On stimulus, still some questions
That judgment seemed premature at the time, and it looks even shakier now that the Federal Reserve Board has concluded the economy, which was in free-fall last winter, has stabilized and “is leveling out.” To probe the question further, I spent the other morning at the Brookings Institution, a Washington think tank, which scheduled a panel discussion on the topic. Three Brookings scholars and a suburban Washington mayor agreed on one thing: No one can realistically pronounce the massive $787 billion stimulus bill either a flop or a triumph at this point.
As one of the panelists said, the bill that was quickly assembled and hastily passed by a Congress frightened that the economy might collapse at any moment, “was a hodgepodge package and we are getting hodgepodge results.” Economist Barry Bosworth launched the discussion on a skeptical note, saying that the recession might be ending, but “the government stimulus did not have a lot to do with the recovery.”
Bosworth complained that in the autumn of 2008, when the election was uppermost on politicians’ minds, Congress was tardy in responding to the warning signs of what became the worst slump since the Great Depression. As a result, funds have been delayed in reaching hard-hit communities.
But Bosworth later conceded that when consumers’ disposable income was dropping early this year at an annual rate of half a trillion dollars, the government stepped in with tax cuts, direct payments and extended unemployment benefits that “completely offset” the hemorrhaging of the private economy.
“That’s a pretty amazing accomplishment,” he said.

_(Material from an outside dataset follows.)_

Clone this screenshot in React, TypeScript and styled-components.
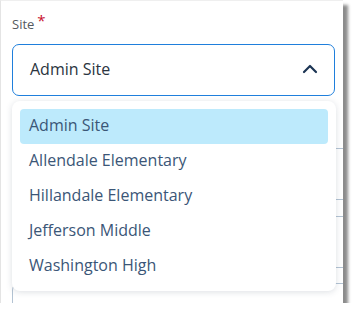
import React from 'react';
import styled, { createGlobalStyle } from 'styled-components';

const GlobalStyle = createGlobalStyle`
  body {
    margin: 0;
    background: #ffffff;
    font-family: 'Open Sans', 'Liberation Sans', sans-serif;
  }
`;

const Window = styled.div`
  position: relative;
  width: 343px;
  height: 303px;
  background: #ffffff;
  border-left: 1px solid #e4e4e4;
  border-top: 1px solid #efefef;
  box-sizing: border-box;
  box-shadow: 5px 5px 3px rgba(0, 0, 0, 0.45);
  overflow: hidden;
`;

const Form = styled.div`
  display: flex;
  flex-direction: column;
  padding: 15px 0 0 11px;
`;

const Label = styled.label`
  display: flex;
  align-items: flex-start;
  font-size: 13px;
  color: #555a60;
  line-height: 16px;
  height: 28px;
`;

const Required = styled.span`
  color: #c8102e;
  font-size: 15px;
  line-height: 10px;
  margin-left: 3px;
  margin-top: -1px;
`;

const SelectBox = styled.div`
  display: flex;
  align-items: center;
  justify-content: space-between;
  width: 323px;
  height: 52px;
  box-sizing: border-box;
  padding: 0 16px 2px 17px;
  border: 1px solid #1f7fdc;
  border-radius: 7px;
  font-size: 16px;
  color: #2b3440;
`;

const Ghost = styled.div<{ gap: number }>`
  width: 340px;
  height: 52px;
  margin-top: ${(p) => p.gap}px;
  border: 1px solid #b3c3d3;
  border-radius: 7px;
  box-sizing: border-box;
  flex-shrink: 0;
`;

const Menu = styled.ul`
  position: absolute;
  left: 11px;
  top: 100px;
  width: 324px;
  height: 190px;
  margin: 0;
  padding: 8px;
  box-sizing: border-box;
  list-style: none;
  background: #ffffff;
  border-radius: 8px;
  box-shadow: 0 1px 6px rgba(60, 80, 100, 0.18);
`;

const Option = styled.li<{ active?: boolean }>`
  display: flex;
  align-items: center;
  height: 35px;
  padding: 0 9px 4px;
  box-sizing: border-box;
  border-radius: 4px;
  font-size: 16px;
  color: #3b5677;
  background: ${(p) => (p.active ? '#bdeafc' : 'transparent')};
`;

const sites = [
  'Admin Site',
  'Allendale Elementary',
  'Hillandale Elementary',
  'Jefferson Middle',
  'Washington High',
];

const Chevron = () => (
  <svg width="16" height="10" viewBox="0 0 16 10" fill="none">
    <path d="M2 8 L8 2 L14 8" stroke="#1c3554" strokeWidth="2.2" strokeLinecap="round" strokeLinejoin="round" />
  </svg>
);

export default function App() {
  return (
    <>
      <GlobalStyle />
      <Window>
        <Form>
          <Label>
            Site<Required>*</Required>
          </Label>
          <SelectBox>
            <span>Admin Site</span>
            <Chevron />
          </SelectBox>
          <Ghost gap={52} />
          <Ghost gap={16} />
          <Ghost gap={15} />
        </Form>
        <Menu>
          {sites.map((s, i) => (
            <Option key={s} active={i === 0}>
              {s}
            </Option>
          ))}
        </Menu>
      </Window>
    </>
  );
}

Other panelists pointed to more familiar accomplishments—the stimulus money to states and local governments that will postpone or avoid layoffs of teachers and police officers. Most of those benefits have not registered yet with the public because, as school finance specialist Grover J. “Russ” Whitehurst pointed out, of the $115 billion in stimulus funds allocated to the Department of Education, checks have been written for only $13 billion. A mere $25 million has been contracted for specific projects.

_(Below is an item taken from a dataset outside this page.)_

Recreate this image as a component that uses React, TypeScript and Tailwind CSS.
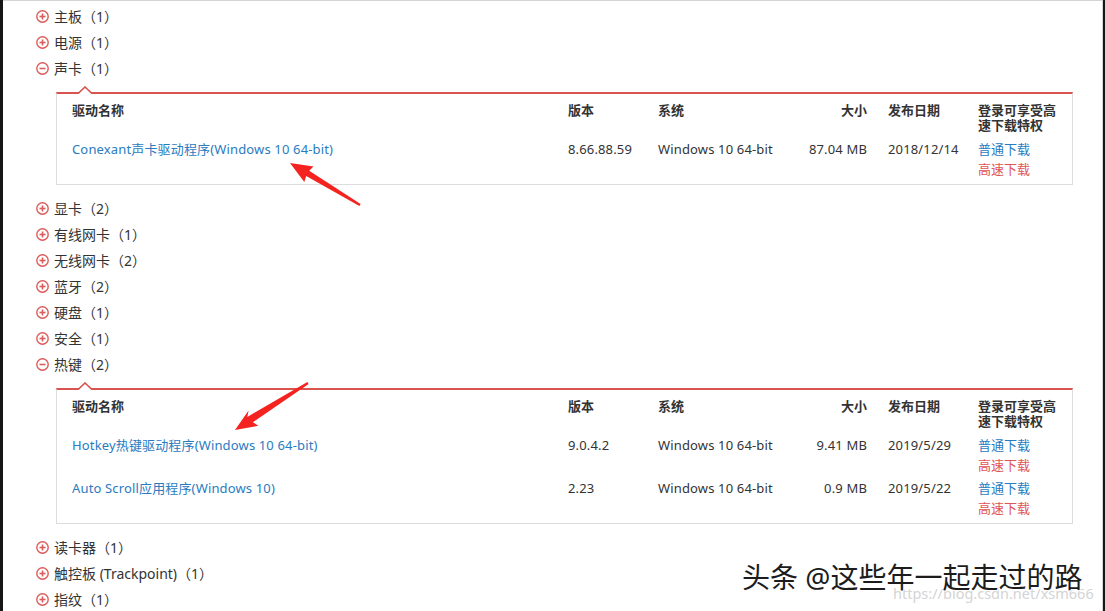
import React from 'react';

type Driver = {
  name: string;
  version: string;
  system: string;
  size: string;
  date: string;
};

type Category = {
  label: string;
  count: number;
  open?: boolean;
  drivers?: Driver[];
};

const categories: Category[] = [
  { label: '主板', count: 1 },
  { label: '电源', count: 1 },
  {
    label: '声卡',
    count: 1,
    open: true,
    drivers: [
      {
        name: 'Conexant声卡驱动程序(Windows 10 64-bit)',
        version: '8.66.88.59',
        system: 'Windows 10 64-bit',
        size: '87.04 MB',
        date: '2018/12/14',
      },
    ],
  },
  { label: '显卡', count: 2 },
  { label: '有线网卡', count: 1 },
  { label: '无线网卡', count: 2 },
  { label: '蓝牙', count: 2 },
  { label: '硬盘', count: 1 },
  { label: '安全', count: 1 },
  {
    label: '热键',
    count: 2,
    open: true,
    drivers: [
      {
        name: 'Hotkey热键驱动程序(Windows 10 64-bit)',
        version: '9.0.4.2',
        system: 'Windows 10 64-bit',
        size: '9.41 MB',
        date: '2019/5/29',
      },
      {
        name: 'Auto Scroll应用程序(Windows 10)',
        version: '2.23',
        system: 'Windows 10 64-bit',
        size: '0.9 MB',
        date: '2019/5/22',
      },
    ],
  },
  { label: '读卡器', count: 1 },
  { label: '触控板 (Trackpoint)', count: 1 },
  { label: '指纹', count: 1 },
];

const COLS = 'grid grid-cols-[496px_90px_130px_100px_90px_1fr]';

function ToggleIcon({ open }: { open?: boolean }) {
  return (
    <svg width="13" height="13" viewBox="0 0 13 13" className="shrink-0">
      <circle cx="6.5" cy="6.5" r="5.7" fill="none" stroke="#dc5a5a" strokeWidth="1.4" />
      <line x1="3.5" y1="6.5" x2="9.5" y2="6.5" stroke="#dc5a5a" strokeWidth="1.6" />
      {!open && <line x1="6.5" y1="3.5" x2="6.5" y2="9.5" stroke="#dc5a5a" strokeWidth="1.6" />}
    </svg>
  );
}

function DriverTable({ drivers }: { drivers: Driver[] }) {
  return (
    <div className="relative mt-[11px] mb-[10px] ml-[53px] w-[1017px] border-t-2 border-t-[#d9534f] border-x border-b border-[#dcdcdc] pl-[15px] pb-[5px] text-[13px] text-[#333]">
      {/* caret pointing at the open category */}
      <svg width="14" height="8" viewBox="0 0 14 8" className="absolute -top-[8px] left-[21px]">
        <polyline points="0,7.5 7,1 14,7.5" fill="#fff" stroke="#d9534f" strokeWidth="1.6" />
        <rect x="1.5" y="7" width="11" height="1" fill="#fff" />
      </svg>

      <div className={`${COLS} pt-[9px] leading-[15px] font-semibold`}>
        <div>驱动名称</div>
        <div>版本</div>
        <div>系统</div>
        <div className="pr-[21px] text-right">大小</div>
        <div>发布日期</div>
        <div className="pr-3">登录可享受高速下载特权</div>
      </div>

      <div className="mt-[6px] flex flex-col gap-[3px]">
        {drivers.map((d) => (
          <div key={d.name} className={`${COLS} leading-[20px] tracking-[0.15px]`}>
            <div className="text-[#2a7bbf]">{d.name}</div>
            <div>{d.version}</div>
            <div>{d.system}</div>
            <div className="pr-[21px] text-right">{d.size}</div>
            <div>{d.date}</div>
            <div className="flex flex-col tracking-normal">
              <span className="text-[#2a7bbf]">普通下载</span>
              <span className="text-[#e05555]">高速下载</span>
            </div>
          </div>
        ))}
      </div>
    </div>
  );
}

export default function App() {
  return (
    <div
      className="relative h-[611px] w-[1105px] overflow-hidden border-l-[3px] border-r-[2px] border-l-[#161616] border-r-[#161616] bg-white"
      style={{ fontFamily: '"Noto Sans", "Noto Sans CJK SC", sans-serif' }}
    >
      <div className="h-full border-t border-r border-[#d4d4d4] pt-[2px]">
        {categories.map((c) => (
          <div key={c.label}>
            <div className="ml-[33px] flex h-[26px] items-center gap-[5px] text-[14px] text-[#333]">
              <ToggleIcon open={c.open} />
              <span>
                {c.label}（{c.count}）
              </span>
            </div>
            {c.open && c.drivers && <DriverTable drivers={c.drivers} />}
          </div>
        ))}
      </div>

      {/* annotation arrows */}
      <svg className="pointer-events-none absolute left-[-3px] top-0" width="1105" height="611">
        <polygon
          points="290,163 313.5,166.6 309.2,170.8 360.6,204 359.4,206 306.2,176 304.3,182"
          fill="#f5231f"
        />
        <polygon
          points="235,430 258.4,425.7 252.9,422.2 308.6,384 307.4,382 247.3,416.9 248.6,410.5"
          fill="#f5231f"
        />
      </svg>

      {/* watermarks */}
      <div className="pointer-events-none absolute left-[890px] top-[584px] text-[14.5px] leading-[18px] text-[#d4d4d4]">
        https://blog.csdn.net/xsm666
      </div>
      <div className="pointer-events-none absolute left-[739px] top-[559px] text-[28px] leading-[36px] text-[#1c1c1c] [text-shadow:1px_1px_0_#fff,-1px_-1px_0_#fff,1px_-1px_0_#fff,-1px_1px_0_#fff]">
        头条 @这些年一起走过的路
      </div>
    </div>
  );
}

Obviously, this strengthens the critics’ argument that much of the stimulus money—all of it borrowed from our overseas creditors—won’t be spent until the economy is already on the mend.
But the most important thing I learned from the session was not what was right and wrong about the stimulus bill. After all, it is not likely to be rescinded or significantly altered by the Congress that passed it.
Rather, what emerged in much clearer focus is what we are likely to face when 2010, the year when stimulus spending will peak, is over, and we have to figure out what to do next. At that point, Obama will be under great pressure to slow down the frantic pace of federal spending and to address the unprecedented deficits of this year and next.
But, as Amy Liu, the panel’s expert on state and local finances, pointed out, the vast differences in local economies will clearly leave some cities and metropolitan areas in need of help. As of March, unemployment rates ranged from a low of 5.1 percent in Provo, Utah, to a high of 17.5 percent in Modesto, Calif.
Long after Provo can dispense with federal aid, Modesto and other cities such as Toledo and Detroit are likely to require assistance. Congress will not be eager to pass another big national stimulus bill, but some way will have to be found to funnel funds to the places where they are most needed.
Meantime, there’s no quick fix for many communities. Chris Zimmerman, a county board member in the Washington suburb of Arlington, Va., pointed out that property taxes—the mainstay of local budgets—typically take two years to recover after the bottom of a recession. This means that at best, mayors and council members will be looking for help even when 2011 rolls around.